This is exactly how I feel. I used to be somewhat interested in sports video games, but it finally dawned on me one day that the only way to really be good at sports games is to put in a long process of time and commitment to get better at it (or just play on the easiest level, which is way too easy to be fun), and I didn’t see the value in making that commitment. But I like martial arts and hand-to-hand combat and Marvel characters better than sports, so this seemed like a hobby more along my line. But it is just a hobby; I think there’s precious little chance that I’d ever be able to make a serious go of it in any professional capacity, so the only real reward we amateurs ever get is the feeling of success or mastery of a skill. And that is pretty hard to get when you’re just starting in this genre.
You can hit d/f again…
F, D/F, D, D/F+P = will execute a SRK in every Street Fighter Game
That’s all I’m contributing to this thread.

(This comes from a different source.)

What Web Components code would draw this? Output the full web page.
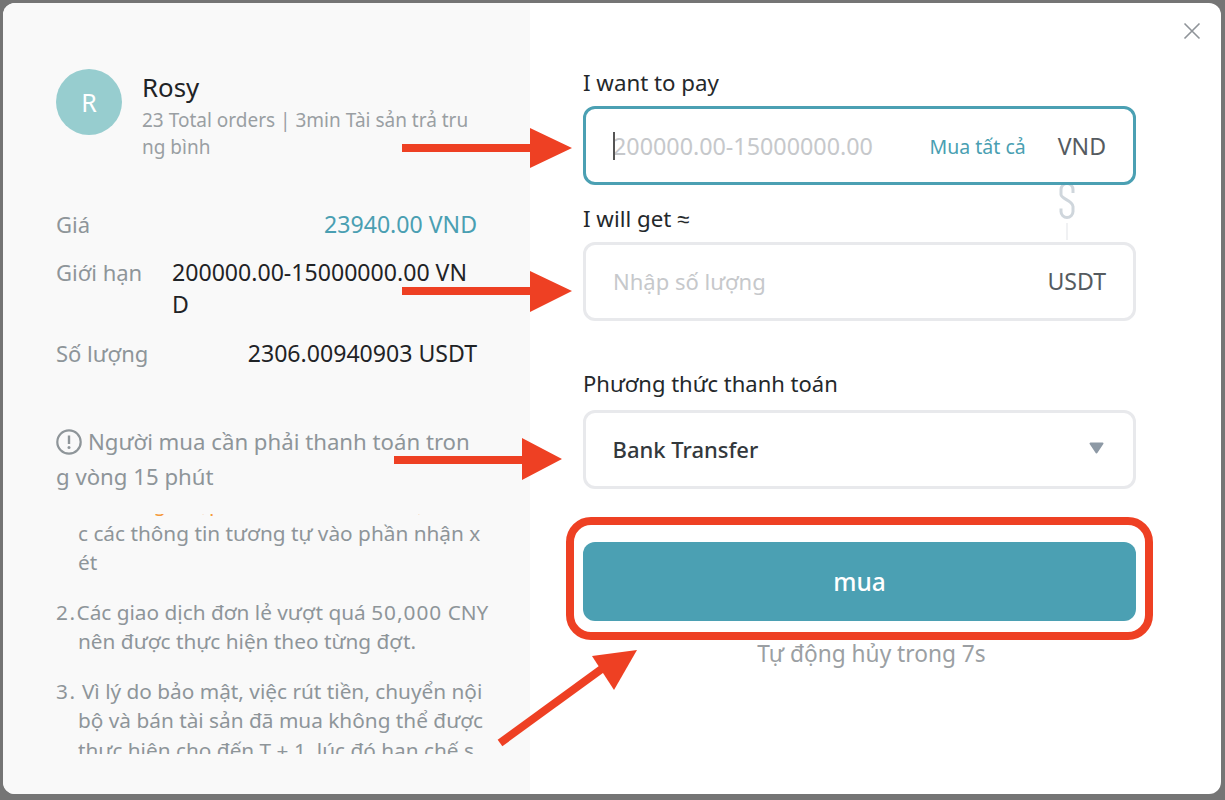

That is a point of frustration for many Marvel 3 players, since Capcom decided to make replays a feature exclusive to the Vita version. Without taking your own video of your gameplay, whether with some kind of capture device or the ol’ fashioned way (with a camera pointing at your TV screen), it can be difficult to judge where you went wrong in the heat of the fight.
The thing about Marvel 3 that makes it difficult for newer players to grasp, especially compared to something like SF4, is the pace at which things happen. Characters can apply mix-ups and get past your guard in the blink of an eye, one mistake can lead to the death of your character, and the eventual deaths of your other two characters upon their entry if you fail to guard against the incoming mix-up.
At this point in the game, people want you to practice your execution because that’s the first step to becoming proficient. If you can’t make your character do what you want, then you can’t play.
Marvel 3 is a difficult game for beginners to grasp because there’s so many varied situations in it that may not have intuitive ways of escaping, and that if you fail your character will die and your next character will have to successfully escape a mix up. Also, it is a game that requires combos, since it is so unforgiving, you yourself must be just as unforgiving of your opponent’s mistakes.
If you can, try to put up some footage of your gameplay onto YouTube. Even if it’s some ghetto shakey-cam stuff, it’ll still show what you need to iron out. From your posts, it’s probably every part of your skillset that needs tooling, but a video can help people point out specific things to work on.
You’re over-thinking it. A cancel combo is when you combo 2 or more moves together by canceling the initial move(s). The LMHS combo (or if you have a PS3 and the button layout is set to default, Square, Triangle, Circle, X) is an example of a combo that utilizes canceling, since each subsequent attack cancels the animation of the last. For UMvC3 in general, all you have to do in order to cancel a move is to do the next move in the sequence. If a Ryu combo requires you to do a Hurricane Kick (quarter-circle back+attack button) and cancel it into a Shinkuu Hadouken (quarter-circle forward + 2 attack buttons), then you simply hit them with the Hurricane Kick, and while he’s still doing the Hurricane Kick, input the Shinkuu Hadouken. Ryu will immediately stop doing the first move and go into the second.
Fighting games are hard. There is no magic bullet, rarely is there any instant feeling of success or satisfaction. Yeah, a bit of a downer. Probably the best thing you could do is find a friend/a coach who does know how to play fighting games and have them help you along. You will probably progress faster and feel/see the progress more easily too.
The very basic basic basic umc3 guides on YouTube may be helpful to you(not good for anything other getting your toes wet.)